This experiment was designed to determine the dynamics of the IP –> GFP response. So, we induced several yeast cultures with different amounts of IP, then took readings on the cytometer every 30 minutes for 8 hours. The outline of the experimental setup is below.

Import cytoflow.

import cytoflow as flow

# if your figures are too big or too small, you can scale them by changing matplotlib's DPI
import matplotlib
matplotlib.rc('figure', dpi = 160)

In this instance, the amount of IP and the time is actually encoded in the FCS filename.

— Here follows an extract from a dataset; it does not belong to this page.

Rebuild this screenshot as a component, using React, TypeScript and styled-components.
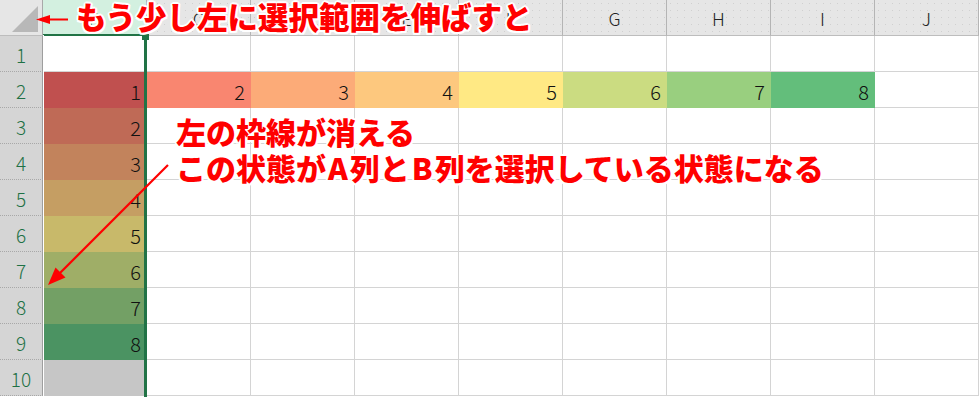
import React from 'react';
import styled, { createGlobalStyle } from 'styled-components';

const GlobalStyle = createGlobalStyle`
  html, body {
    margin: 0;
    padding: 0;
    background: #fff;
    overflow: hidden;
  }
`;

const GREEN = '#217346';
const RED = '#ff0000';

const COLUMNS = ['B', 'C', 'D', 'E', 'F', 'G', 'H', 'I', 'J'];

/** conditional format colours, value -> fill */
const scale: Record<number, string> = {
  2: '#f98670',
  3: '#fcab78',
  4: '#fdc87e',
  5: '#ffe984',
  6: '#cbdc81',
  7: '#99cf7f',
  8: '#63be7b'
};

/** same colours darkened by the selection overlay (column B) */
const selectedScale: Record<number, string> = {
  1: '#c0504f',
  2: '#bf6a56',
  3: '#c2835c',
  4: '#c59e63',
  5: '#c8b96a',
  6: '#9fae67',
  7: '#73a065',
  8: '#4b9362'
};

const Sheet = styled.div`
  position: relative;
  width: 979px;
  height: 397px;
  overflow: hidden;
  display: grid;
  grid-template-columns: 43px repeat(8, 104px) 104px;
  grid-template-rows: 36px repeat(10, 36px);
  font-family: 'Noto Sans CJK JP', 'Noto Sans', sans-serif;
`;

const Corner = styled.div`
  position: relative;
  background: #e6e6e6;
  border-right: 1px solid #a9a9a9;
  border-bottom: 1px solid #bdbdbd;
  box-sizing: border-box;

  &::after {
    content: '';
    position: absolute;
    right: 4px;
    bottom: 3px;
    width: 0;
    height: 0;
    border-left: 26px solid transparent;
    border-bottom: 26px solid #b8b8b8;
  }
`;

const ColHeader = styled.div<{ $selected?: boolean }>`
  display: flex;
  align-items: center;
  justify-content: center;
  box-sizing: border-box;
  background-color: ${({ $selected }) => ($selected ? '#d3f0e0' : '#e6e6e6')};
  background-image: ${({ $selected }) =>
    $selected
      ? 'none'
      : 'radial-gradient(circle, #d0d0d0 0.7px, transparent 0.9px)'};
  background-size: 7px 7px;
  border-right: 1px solid #b4b4b4;
  border-bottom: ${({ $selected }) =>
    $selected ? `2px solid ${GREEN}` : '1px solid #bdbdbd'};
  color: ${({ $selected }) => ($selected ? GREEN : '#222')};
  font-size: 18px;
  font-weight: 300;
  padding-top: 1px;
`;

const RowHeader = styled.div`
  display: flex;
  align-items: center;
  justify-content: center;
  box-sizing: border-box;
  background: #d5d5d5;
  border-right: 1px solid #9e9e9e;
  border-bottom: 1px dotted #a8a8a8;
  color: #1e7145;
  font-size: 19px;
  font-weight: 300;
  padding-top: 2px;
`;

const Cell = styled.div<{ $fill?: string }>`
  display: flex;
  align-items: center;
  justify-content: flex-end;
  box-sizing: border-box;
  padding: 3px 5px 0 0;
  background: ${({ $fill }) => $fill || '#fff'};
  border-right: 1px solid ${({ $fill }) => ($fill ? 'transparent' : '#d4d4d4')};
  border-bottom: 1px solid ${({ $fill }) => ($fill ? 'transparent' : '#d4d4d4')};
  color: #111;
  font-size: 20px;
  font-weight: 300;
`;

const SelectionFrame = styled.div`
  position: absolute;
  left: 43px;
  top: 35px;
  width: 104px;
  bottom: 0;
  box-sizing: border-box;
  border-left: 1px solid #fff;
  border-right: 3px solid ${GREEN};
  pointer-events: none;

  &::after {
    content: '';
    position: absolute;
    right: -5px;
    top: -1px;
    width: 7px;
    height: 6px;
    background: ${GREEN};
  }
`;

const Callout = styled.div<{ $top: number; $left: number; $size: number }>`
  position: absolute;
  top: ${({ $top }) => $top}px;
  left: ${({ $left }) => $left}px;
  font-family: 'Noto Sans CJK JP', sans-serif;
  font-weight: 900;
  font-size: ${({ $size }) => $size}px;
  line-height: 1.2;
  color: ${RED};
  white-space: nowrap;
  text-shadow:
    2px 0 #fff, -2px 0 #fff, 0 2px #fff, 0 -2px #fff,
    1.5px 1.5px #fff, -1.5px 1.5px #fff, 1.5px -1.5px #fff, -1.5px -1.5px #fff;
`;

/* latin letters in the callout are set a little wider */
const Latin = styled.span`
  padding: 0 2px;
`;

const ArrowSvg = styled.svg<{ $top: number; $left: number }>`
  position: absolute;
  top: ${({ $top }) => $top}px;
  left: ${({ $left }) => $left}px;
  overflow: visible;
  pointer-events: none;
`;

const cellFill = (row: number, col: string): { fill?: string; value?: number } => {
  if (col === 'B') {
    if (row === 1) return {};
    if (row === 10) return { fill: '#c6c6c6' };
    return { fill: selectedScale[row - 1], value: row - 1 };
  }
  if (row === 2) {
    const idx = COLUMNS.indexOf(col);
    if (idx >= 1 && idx <= 7) return { fill: scale[idx + 1], value: idx + 1 };
  }
  return {};
};

const App: React.FC = () => {
  const rows = Array.from({ length: 10 }, (_, i) => i + 1);

  return (
    <>
      <GlobalStyle />
      <Sheet>
        <Corner />
        {COLUMNS.map((c) => (
          <ColHeader key={c} $selected={c === 'B'}>
            {c}
          </ColHeader>
        ))}
        {rows.map((r) => (
          <React.Fragment key={r}>
            <RowHeader>{r}</RowHeader>
            {COLUMNS.map((c) => {
              const { fill, value } = cellFill(r, c);
              return (
                <Cell key={c} $fill={fill}>
                  {value}
                </Cell>
              );
            })}
          </React.Fragment>
        ))}

        <SelectionFrame />

        <ArrowSvg $top={10} $left={34} width={38} height={20} viewBox="34 10 38 20">
          <line x1={46} y1={19.5} x2={68} y2={19.5} stroke={RED} strokeWidth={2} />
          <polygon points="36,19.5 50,15 50,24" fill={RED} />
        </ArrowSvg>
        <Callout $top={-2} $left={76} $size={30.5}>
          もう少し左に選択範囲を伸ばすと
        </Callout>

        <Callout $top={113} $left={176} $size={30}>
          左の枠線が消える
          <br />
          この状態が<Latin>A</Latin>列と<Latin>B</Latin>列を選択している状態になる
        </Callout>
        <ArrowSvg $top={155} $left={40} width={140} height={140} viewBox="40 155 140 140">
          <line x1={168} y1={165} x2={58} y2={275} stroke={RED} strokeWidth={2.2} />
          <polygon points="48,285 65.5,277.5 55.5,267.5" fill={RED} />
        </ArrowSvg>
      </Sheet>
    </>
  );
};

export default App;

So, use glob to iterate through all the FCS files in the directory and re extract the IP concentration and timepoint from the filename.

NB. Many FCS files already have a channel named “Time” which encodes how long since the acquisition start an event was collected. So it is inadvisable to use “Time” as a condition name.

# In this instance, I have encoded the experimental conditions in the filenames.
# So, use glob to get the files and parse the conditions back out.

import glob, re
tubes = []

for f in glob.glob("*.fcs"):
    r = re.search("IP_(.*?)_Minutes_(.*?)\.fcs", f)
    ip = r.group(1)
    minutes = r.group(2)

    tube = flow.Tube(file = f, conditions = {"IP" : float(ip), "Minutes" : int(minutes)})
    tubes.append(tube)

ex = flow.ImportOp(tubes = tubes,
                   conditions = {"IP" : "float",
                                 "Minutes" : "int"},
                   events = 1000).apply()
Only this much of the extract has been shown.